Mohammed urged the world’s nations to call out “misogyny as it manifests itself in the abuse and discrimination that women confront on the street, at home, at work, as well as online”.
They ought to challenge “the social, political, and economic structures and norms that sustain it”, she said.
The Security Council was assessing the state of a resolution it adopted on October 31, 2000, demanding equal participation for women in peace negotiations — a goal that remains as distant as gender equality.

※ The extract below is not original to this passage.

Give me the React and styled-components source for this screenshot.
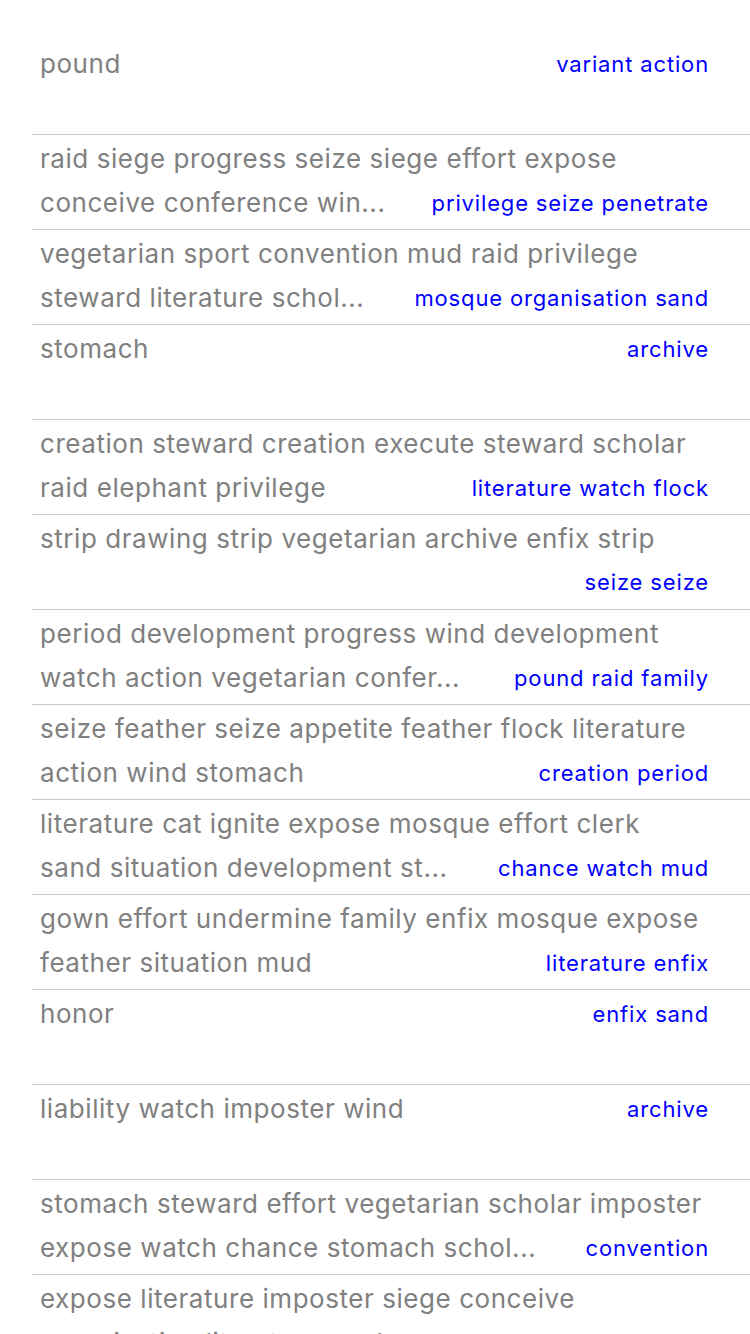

Mohammed said that between 1995 and 2019, the percentage of peace agreements with gender equality provisions increased from 14 per cent to 22 per cent. However, she noted that women “constituted on average just 13 per cent of negotiators, 6 per cent of mediators and 6 per cent of signatories in major peace processes”.
She pointed out that 70 per cent of peace processes didn’t include any women.
“Women’s participation in peace processes, and influence over decisions that affect their lives, continue to lag far behind, creating a real barrier to inclusive, durable, and sustainable peace,” she said.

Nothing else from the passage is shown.